Abdulsalami knows that loading the dice in favour of a fellow Northerner as his successor is not tenable. It is in these circumstances that Obasanjo is elected president, under a new constitution midwifed by Abdulsalami that forswears military dictatorships ever again.

The Nigerian constitution does not explicitly state that there be a rotational presidency. But the two main political parties have an unwritten convention to rotate the high office between North and South. Hence, Obasanjo was succeeded by Umaru Yar'Adua (Northerner, 2007-2010), who then was succeeded by Goodluck Jonathan (Southerner, 2010-2015). Logically the present leader, Buhari, had to come from the North.

The argument in Kenya by those opposed to a rotational Presidency is that it is impractical. That would be so if we go with the 44 tribes as the formula of rotation. It would be even more unserviceable in Nigeria with its 250-plus ethnic groups.

But ethnicity per se is not the only benchmark. Nigeria opted for zoning the country into geopolitical regions, with a zone comprising several states.
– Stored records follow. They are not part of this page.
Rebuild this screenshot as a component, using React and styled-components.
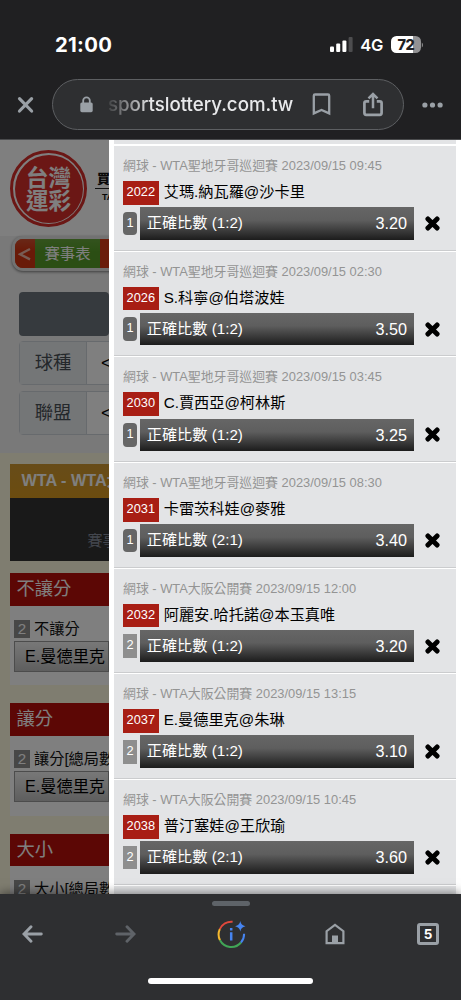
import React from 'react';
import styled, { createGlobalStyle } from 'styled-components';

const GlobalStyle = createGlobalStyle`
  * {
    box-sizing: border-box;
  }
  body {
    margin: 0;
    background: #202022;
    font-family: 'Liberation Sans', 'Noto Sans CJK TC', sans-serif;
  }
`;

const Screen = styled.div`
  width: 461px;
  height: 1000px;
  display: grid;
  grid-template-rows: 140px 754px 106px;
  overflow: hidden;
`;

/* browser chrome */

const TopChrome = styled.header`
  background: #202022;
  border-bottom: 1px solid #4a4b4d;
  font-family: Inter, sans-serif;
`;

const StatusBar = styled.div`
  height: 79px;
  padding: 10px 38px 0 55px;
  display: flex;
  align-items: center;
  justify-content: space-between;
`;

const Clock = styled.span`
  color: #fff;
  font-size: 20.3px;
  font-weight: 700;
  letter-spacing: 0.3px;
`;

const StatusIcons = styled.div`
  display: flex;
  align-items: center;
`;

const Network = styled.span`
  margin: 0 8px 0 7px;
  color: #fff;
  font-size: 16.5px;
  font-weight: 600;
  letter-spacing: -0.3px;
`;

const Battery = styled.span`
  width: 30px;
  height: 17px;
  border-radius: 5.5px;
  background: linear-gradient(90deg, #fff 72%, #929294 72%);
  color: #202022;
  font-size: 14.5px;
  font-weight: 800;
  line-height: 17px;
  text-align: center;
  letter-spacing: -0.4px;
`;

const AddressRow = styled.div`
  display: grid;
  grid-template-columns: 52px 352px 57px;
  align-items: center;
`;

const IconSlot = styled.div`
  display: flex;
  align-items: center;
  justify-content: center;
`;

const AddressBar = styled.div`
  height: 51px;
  padding: 0 20px 0 27px;
  display: flex;
  align-items: center;
  justify-content: space-between;
  border: 1px solid #5d5f62;
  border-radius: 26px;
  background: #2e2f31;
`;

const UrlGroup = styled.div`
  display: flex;
  align-items: center;
  gap: 15px;
`;

const Url = styled.span`
  width: 204px;
  color: #e8e9eb;
  font-size: 18.7px;
  font-weight: 500;
  line-height: 24px;
  white-space: nowrap;
  mask-image: linear-gradient(90deg, rgba(0, 0, 0, 0.1), #000 44px);
`;

const AddressActions = styled.div`
  display: flex;
  align-items: center;
  gap: 32px;
`;

const BottomChrome = styled.footer`
  position: relative;
  background: #2e2f31;
  box-shadow: 0 -1px 10px rgba(0, 0, 0, 0.5);
  display: flex;
  flex-direction: column;
  align-items: center;
`;

const Grabber = styled.div`
  width: 38px;
  height: 5px;
  margin-top: 7px;
  border-radius: 3px;
  background: #5e6368;
`;

const NavRow = styled.nav`
  width: 461px;
  height: 56px;
  display: grid;
  grid-template-columns: 65.4px 119.8px 92.6px 115px 70.4px;
  align-items: center;
  justify-items: center;
`;

const TabCount = styled.span`
  width: 22px;
  height: 22px;
  border: 3px solid #9aa0a6;
  border-radius: 3px;
  color: #fff;
  font-family: Inter, sans-serif;
  font-size: 13.5px;
  font-weight: 700;
  line-height: 16px;
  text-align: center;
`;

const HomeIndicator = styled.div`
  width: 165px;
  height: 6px;
  margin-top: 16px;
  border-radius: 3px;
  background: #fff;
`;

/* page behind the slip */

const Viewport = styled.main`
  display: grid;
  grid-template-columns: 109px 352px;
  overflow: hidden;
`;

const Page = styled.section`
  position: relative;
  height: 754px;
  overflow: hidden;
  background: #f3f3f3;
  white-space: nowrap;
`;

const Scrim = styled.div`
  position: absolute;
  inset: 0;
  background: rgba(0, 0, 0, 0.5);
`;

const SiteHeader = styled.div`
  height: 96px;
  padding: 10px 0 0 10px;
  display: flex;
  background: #fff;
`;

const Logo = styled.div`
  flex: none;
  width: 77px;
  height: 77px;
  border-radius: 50%;
  border: 3px solid #d72f2b;
  background: #fff;
  padding: 1.5px;
`;

const LogoFace = styled.div`
  height: 100%;
  padding-top: 2px;
  display: flex;
  flex-direction: column;
  justify-content: center;
  border-radius: 50%;
  background: #d72f2b;
  color: #fff;
  font-size: 22.5px;
  font-weight: 700;
  line-height: 23px;
  text-align: center;
`;

const Slogan = styled.div`
  margin: 20px 0 0 8px;
  color: #111;
  font-size: 13px;
  font-weight: 900;
  line-height: 17px;
`;

const SloganChinese = styled.div`
  padding-left: 2px;
`;

const SloganLatin = styled.div`
  width: 60px;
  margin-top: 1px;
  padding-left: 7px;
  border-top: 1px solid #222;
  font-size: 9px;
  font-weight: 700;
  line-height: 17px;
`;

const MenuBar = styled.div`
  width: 200px;
  height: 35px;
  margin-left: 12px;
  display: flex;
  overflow: hidden;
  border: 3px solid #e4e4e4;
  border-radius: 11px;
  background: #d63a16;
  box-shadow: 0 1px 3px rgba(0, 0, 0, 0.5);
`;

const MenuArrow = styled.span`
  width: 20px;
  padding-left: 3px;
  display: flex;
  align-items: center;
  background: linear-gradient(#d3502f, #d33411 40%);
`;

const MenuItem = styled.span`
  width: 65px;
  background: linear-gradient(#67a63c, #569d28 45%);
  color: #fff;
  font-size: 15.3px;
  line-height: 30px;
  text-align: center;
`;

const Filters = styled.div`
  height: 182px;
  padding: 21px 0 0 19px;
  display: flex;
  flex-direction: column;
  gap: 5.3px;
`;

const FilterBlock = styled.div`
  height: 44px;
  border-radius: 4px;
  background: #6c757d;
`;

const FilterRow = styled.div`
  width: 300px;
  height: 44px;
  display: flex;
  border: 1px solid #ced4da;
  border-radius: 4px;
  background: #fff;
  font-size: 18.3px;
  line-height: 41px;
`;

const FilterLabel = styled.span`
  width: 67px;
  margin-right: 14px;
  border-right: 1px solid #ced4da;
  background: #e9ecef;
  color: #495057;
  text-align: center;
`;

const Board = styled.div`
  padding: 11px 0 0 9.5px;
  background: #fffae0;
`;

const LeagueTitle = styled.h2`
  width: 240px;
  height: 34px;
  margin: 0;
  padding-left: 12px;
  background: linear-gradient(#cf9932, #d8981f);
  color: #fff;
  font-size: 16.2px;
  line-height: 33px;
`;

const MatchHead = styled.div`
  height: 63px;
  margin-bottom: 12px;
  padding: 32px 0 0 78px;
  background: #323232;
  color: #878d9c;
  font-size: 15px;
  line-height: 22px;
`;

const Market = styled.div`
  height: 112.4px;
  margin-bottom: 18px;
  background: #fff;
`;

const MarketTitle = styled.h3`
  height: 32.6px;
  margin: 0;
  padding-left: 7px;
  background: #b80f0b;
  color: #fff;
  font-size: 18.3px;
  font-weight: 400;
  line-height: 31px;
`;

const MarketLine = styled.div`
  height: 35px;
  padding: 14px 0 3px 4.5px;
  display: flex;
  gap: 4px;
  color: #111;
  font-size: 15.2px;
  line-height: 18px;
`;

const MarketNumber = styled.span`
  flex: none;
  width: 16px;
  background: #8e8e8e;
  color: #fff;
  text-align: center;
`;

const MarketOption = styled.div`
  height: 31px;
  margin-left: 4.5px;
  padding-left: 10px;
  border: 1px solid #999;
  background: linear-gradient(#f0f0f0, #bdbdbd);
  color: #000;
  font-size: 16.2px;
  line-height: 29px;
`;

/* bet slip */

const Slip = styled.aside`
  height: 754px;
  padding: 5px 5px 0;
  overflow: hidden;
  background: linear-gradient(#e3e4e6 4px, #fff 4px) 5px 0 / 342px 5px no-repeat #fff;
`;

const Bet = styled.article`
  height: 105.67px;
  padding: 10px 9px 0;
  border-top: 1px solid #fff;
  border-bottom: 1px solid #cbccce;
  background: #e3e4e6;
`;

const BetMeta = styled.div`
  height: 25px;
  color: #949494;
  font-size: 12.88px;
  line-height: 20px;
  white-space: nowrap;
`;

const BetMatch = styled.div`
  height: 26.2px;
  display: flex;
  gap: 5px;
  color: #000;
  font-size: 15.2px;
  line-height: 21px;
`;

const MatchCode = styled.span`
  width: 35.7px;
  height: 23.7px;
  background: #a81e14;
  color: #fff;
  font-size: 12.8px;
  line-height: 21.5px;
  text-align: center;
`;

const BetPick = styled.div`
  height: 32.6px;
  display: flex;
  align-items: center;
`;

const PassCount = styled.span`
  width: 14.3px;
  height: 23.6px;
  margin-right: 2.4px;
  border-radius: ${(p) => (p.$single ? '4px' : '0')};
  background: ${(p) => (p.$single ? '#666' : '#8e8e8e')};
  color: #fff;
  font-size: 12.8px;
  line-height: 22px;
  text-align: center;
`;

const Outcome = styled.div`
  width: 274.3px;
  height: 32.6px;
  margin-right: 11.5px;
  padding: 0 7px;
  display: flex;
  justify-content: space-between;
  background: linear-gradient(#666 0%, #5e5e5e 40%, #1c1c1c 100%);
  color: #fff;
  font-size: 15.2px;
  line-height: 31px;
`;

const Odds = styled.span`
  font-size: 16.2px;
  line-height: 33px;
`;

const markets = [
  { title: '不讓分', line: '不讓分' },
  { title: '讓分', line: '讓分[總局數' },
  { title: '大小', line: '大小[總局數' },
];

const bets = [
  { league: 'WTA聖地牙哥巡迴賽', time: '2023/09/15 09:45', code: '2022', match: '艾瑪.納瓦羅@沙卡里', pass: 1, score: '1:2', odds: '3.20' },
  { league: 'WTA聖地牙哥巡迴賽', time: '2023/09/15 02:30', code: '2026', match: 'S.科寧@伯塔波娃', pass: 1, score: '1:2', odds: '3.50' },
  { league: 'WTA聖地牙哥巡迴賽', time: '2023/09/15 03:45', code: '2030', match: 'C.賈西亞@柯林斯', pass: 1, score: '1:2', odds: '3.25' },
  { league: 'WTA聖地牙哥巡迴賽', time: '2023/09/15 08:30', code: '2031', match: '卡雷茨科娃@麥雅', pass: 1, score: '2:1', odds: '3.40' },
  { league: 'WTA大阪公開賽', time: '2023/09/15 12:00', code: '2032', match: '阿麗安.哈托諾@本玉真唯', pass: 2, score: '1:2', odds: '3.20' },
  { league: 'WTA大阪公開賽', time: '2023/09/15 13:15', code: '2037', match: 'E.曼德里克@朱琳', pass: 2, score: '1:2', odds: '3.10' },
  { league: 'WTA大阪公開賽', time: '2023/09/15 10:45', code: '2038', match: '普汀塞娃@王欣瑜', pass: 2, score: '2:1', odds: '3.60' },
];

function SignalIcon() {
  return (
    <svg width="23" height="15" viewBox="0 0 23 15">
      <rect x="0" y="9.5" width="4" height="5.5" rx="1" fill="#fff" />
      <rect x="6.2" y="6.5" width="4" height="8.5" rx="1" fill="#fff" />
      <rect x="12.4" y="3.5" width="4" height="11.5" rx="1" fill="#fff" />
      <rect x="18.6" y="0" width="4" height="15" rx="1" fill="#4d4d4f" />
    </svg>
  );
}

function TopBar() {
  return (
    <TopChrome>
      <StatusBar>
        <Clock>21:00</Clock>
        <StatusIcons>
          <SignalIcon />
          <Network>4G</Network>
          <Battery>72</Battery>
          <svg width="2" height="6" viewBox="0 0 2 6">
            <path d="M.8 .5Q2 1.4 2 3T.8 5.5Z" fill="#8a8a8c" />
          </svg>
        </StatusIcons>
      </StatusBar>
      <AddressRow>
        <IconSlot>
          <svg width="18" height="18" viewBox="0 0 18 18" fill="none" stroke="#9aa0a6" strokeWidth="3.2" strokeLinecap="round">
            <path d="M2.5 2.7 14.6 15M14.6 2.7 2.5 15" />
          </svg>
        </IconSlot>
        <AddressBar>
          <UrlGroup>
            <svg width="13" height="17" viewBox="0 0 13 17">
              <path d="M3.2 8V4.6a3.3 3.3 0 0 1 6.6 0V8" fill="none" stroke="#9aa0a6" strokeWidth="1.8" />
              <rect x="0.3" y="6.4" width="12.4" height="9.8" rx="1.6" fill="#9aa0a6" />
            </svg>
            <Url>sportslottery.com.tw</Url>
          </UrlGroup>
          <AddressActions>
            <svg width="19" height="23" viewBox="0 0 19 23" fill="none" stroke="#9aa0a6" strokeWidth="2.3">
              <path d="M1.8 20.4V2.7Q1.8 1.5 3 1.5H16Q17.2 1.5 17.2 2.7V20.4L9.5 17Z" />
            </svg>
            <svg width="20" height="25" viewBox="0 0 20 25" fill="none" stroke="#9aa0a6" strokeWidth="2.7">
              <path d="M6.2 9.3H3.2Q1.4 9.3 1.4 11.1V20.8Q1.4 22.8 3.2 22.8H16.8Q18.6 22.8 18.6 20.8V11.1Q18.6 9.3 16.8 9.3H13.8" />
              <path d="M10 16.3V3M5.5 6.4 10 2 14.5 6.4" strokeWidth="2.5" />
            </svg>
          </AddressActions>
        </AddressBar>
        <IconSlot>
          <svg width="21" height="6" viewBox="0 0 21 6" fill="#9aa0a6">
            <circle cx="2.9" cy="3" r="2.6" />
            <circle cx="10.5" cy="3" r="2.6" />
            <circle cx="18.1" cy="3" r="2.6" />
          </svg>
        </IconSlot>
      </AddressRow>
    </TopChrome>
  );
}

function SitePage() {
  return (
    <Page>
      <SiteHeader>
        <Logo>
          <LogoFace>
            <span>台灣</span>
            <span>運彩</span>
          </LogoFace>
        </Logo>
        <Slogan>
          <SloganChinese>買</SloganChinese>
          <SloganLatin>TA</SloganLatin>
        </Slogan>
      </SiteHeader>
      <MenuBar>
        <MenuArrow>
          <svg width="13" height="14" viewBox="0 0 13 14" fill="none" stroke="#efb8a8" strokeWidth="2.4">
            <path d="M12 2 2 7.2 12 12.4" />
          </svg>
        </MenuArrow>
        <MenuItem>賽事表</MenuItem>
      </MenuBar>
      <Filters>
        <FilterBlock />
        <FilterRow>
          <FilterLabel>球種</FilterLabel>&lt;
        </FilterRow>
        <FilterRow>
          <FilterLabel>聯盟</FilterLabel>&lt;
        </FilterRow>
      </Filters>
      <Board>
        <LeagueTitle>WTA - WTA大阪</LeagueTitle>
        <MatchHead>賽事</MatchHead>
        {markets.map((market) => (
          <Market key={market.title}>
            <MarketTitle>{market.title}</MarketTitle>
            <MarketLine>
              <MarketNumber>2</MarketNumber>
              <span>{market.line}</span>
            </MarketLine>
            <MarketOption>E.曼德里克</MarketOption>
          </Market>
        ))}
      </Board>
      <Scrim />
    </Page>
  );
}

function BetSlip() {
  return (
    <Slip>
      {bets.map((bet) => (
        <Bet key={bet.code}>
          <BetMeta>
            網球 - {bet.league} {bet.time}
          </BetMeta>
          <BetMatch>
            <MatchCode>{bet.code}</MatchCode>
            <span>{bet.match}</span>
          </BetMatch>
          <BetPick>
            <PassCount $single={bet.pass === 1}>{bet.pass}</PassCount>
            <Outcome>
              <span>正確比數 ({bet.score})</span>
              <Odds>{bet.odds}</Odds>
            </Outcome>
            <svg width="15" height="15" viewBox="0 0 15 15" fill="none" stroke="#000" strokeWidth="4.9" strokeLinecap="round">
              <path d="M2.9 2.9 12.1 12.1M12.1 2.9 2.9 12.1" />
            </svg>
          </BetPick>
        </Bet>
      ))}
      <Bet />
    </Slip>
  );
}

function BottomBar() {
  return (
    <BottomChrome>
      <Grabber />
      <NavRow>
        <svg width="21" height="18" viewBox="0 0 21 18" fill="none" stroke="#9aa0a6" strokeWidth="2.9" strokeLinecap="round">
          <path d="M9 1.7 2 9 9 16.3M2.2 9H19.3" />
        </svg>
        <svg width="21" height="18" viewBox="0 0 21 18" fill="none" stroke="#5f6368" strokeWidth="2.9" strokeLinecap="round">
          <path d="M12 1.7 19 9 12 16.3M18.8 9H1.7" />
        </svg>
        <svg width="29" height="29" viewBox="0 0 29 29" fill="none" strokeWidth="2">
          <path d="M2.8 9.2A12.8 12.8 0 0 1 15.6 1.8" stroke="#e0483c" />
          <path d="M3 20.3A12.8 12.8 0 0 1 2.8 9.2" stroke="#f5b82e" />
          <path d="M3 20.3A12.8 12.8 0 0 0 24 22.5" stroke="#41a556" />
          <path d="M24 22.5A12.8 12.8 0 0 0 27.1 13.8" stroke="#4684f0" />
          <path d="M23.3 1Q24 5.3 28.5 6.2 24 7.1 23.3 11.4 22.6 7.1 18.1 6.2 22.6 5.3 23.3 1Z" fill="#4684f0" />
          <path d="M14.2 8V10.4M14.2 12.2V20.5" stroke="#4684f0" strokeWidth="2.5" />
        </svg>
        <svg width="20" height="22" viewBox="0 0 20 22" fill="none" stroke="#9aa0a6" strokeWidth="2.2">
          <path d="M1.6 20.2V8.2L10 1.8 18.4 8.2V20.2Z" />
          <path d="M7 12.5H13V20.5H7Z" fill="#9aa0a6" stroke="none" />
        </svg>
        <TabCount>5</TabCount>
      </NavRow>
      <HomeIndicator />
    </BottomChrome>
  );
}

function App() {
  return (
    <>
      <GlobalStyle />
      <Screen>
        <TopBar />
        <Viewport>
          <SitePage />
          <BetSlip />
        </Viewport>
        <BottomBar />
      </Screen>
    </>
  );
}

export default App;
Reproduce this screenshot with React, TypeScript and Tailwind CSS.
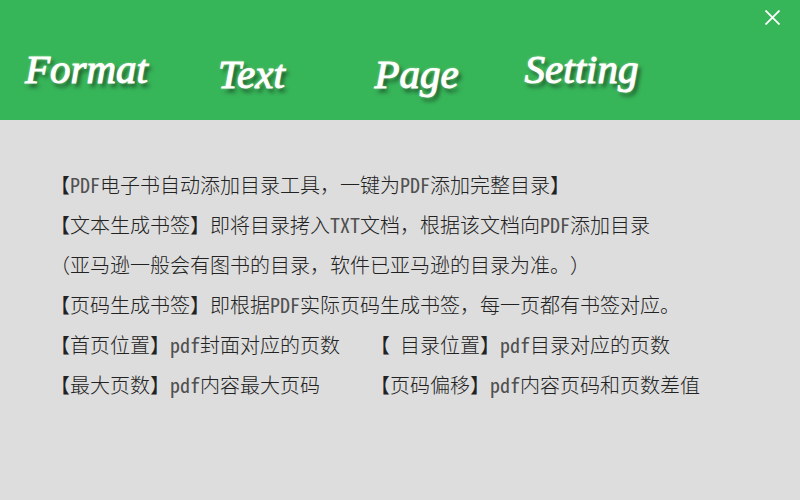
import type { ReactNode } from "react";

const tabs = [
  { label: "Format", place: "self-start" },
  { label: "Text", place: "self-end" },
  { label: "Page", place: "self-end" },
  { label: "Setting", place: "self-start" },
];

function Latin({ children }: { children: ReactNode }) {
  return (
    <span className="leading-none whitespace-pre text-[#505050] font-['Noto_Sans_Mono_CJK_SC','Liberation_Mono',monospace]">
      {children}
    </span>
  );
}

function Header() {
  return (
    <header className="flex h-[120px] items-start justify-between bg-[#37b559]">
      <nav className="flex h-[102px] pt-[41px] pl-1">
        {tabs.map((tab) => (
          <button
            key={tab.label}
            type="button"
            className={`${tab.place} w-[165px] cursor-pointer text-center font-['Liberation_Serif',serif] text-[41px] leading-14 text-white italic [-webkit-text-stroke:1px_white] [text-shadow:0_0_3px_#ffffbe99,3px_4px_4px_#00000099]`}
          >
            {tab.label}
          </button>
        ))}
      </nav>
      <button type="button" aria-label="关闭" className="cursor-pointer px-5 py-2.5">
        <svg
          viewBox="0 0 15 15"
          className="size-[15px]"
          fill="none"
          stroke="white"
          strokeWidth="1.8"
        >
          <path d="M.5 .5 14.5 14.5M14.5 .5 .5 14.5" />
        </svg>
      </button>
    </header>
  );
}

export default function App() {
  return (
    <div className="flex min-h-screen flex-col bg-[#dddddd]">
      <Header />
      <main className="px-[50px] pt-[45px] font-['Noto_Sans_CJK_SC',sans-serif] text-xl leading-10 font-light text-[#222222] [text-spacing-trim:space-all]">
        <p>
          【<Latin>PDF</Latin>电子书自动添加目录工具，一键为<Latin>PDF</Latin>添加完整目录】
        </p>
        <p>
          【文本生成书签】即将目录拷入<Latin>TXT</Latin>文档，根据该文档向<Latin>PDF</Latin>添加目录
        </p>
        <p>（亚马逊一般会有图书的目录，软件已亚马逊的目录为准。）</p>
        <p>
          【页码生成书签】即根据<Latin>PDF</Latin>实际页码生成书签，每一页都有书签对应。
        </p>
        <div className="grid grid-cols-[320px_1fr]">
          <p>
            【首页位置】<Latin>pdf</Latin>封面对应的页数
          </p>
          <p>
            【<Latin> </Latin>目录位置】<Latin>pdf</Latin>目录对应的页数
          </p>
          <p>
            【最大页数】<Latin>pdf</Latin>内容最大页码
          </p>
          <p>
            【页码偏移】<Latin>pdf</Latin>内容页码和页数差值
          </p>
        </div>
      </main>
    </div>
  );
}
There are six geopolitical zones: North-East, North-West, North-Central, South-West, South-East and South-South. Obasanjo (South-West) was followed by Yar'Adua (North-West), and then by Jonathan (South-South).

In practice, each zone should get its turn to the Presidency. Already there is heavy pressure from the South-East, the heartland of the former Biafra secessionists, to be next when Buhari retires.

That would be fair and just as it is the only zone not to have held the presidency since the civil war. It would also mend that feeling of Igbo exclusion which remains a sore wound in Nigeria's nationhood.

In Kenya, zoning would be much easier as we have the former eight provinces as markers. The question then would be whether to enshrine the rotational principle in law, or to leave it to political parties as is the case in Nigeria.

But the parties must be honourable enough not to flout the rules. If a province has done its term, no party should act treacherously by fronting its candidate from the same place.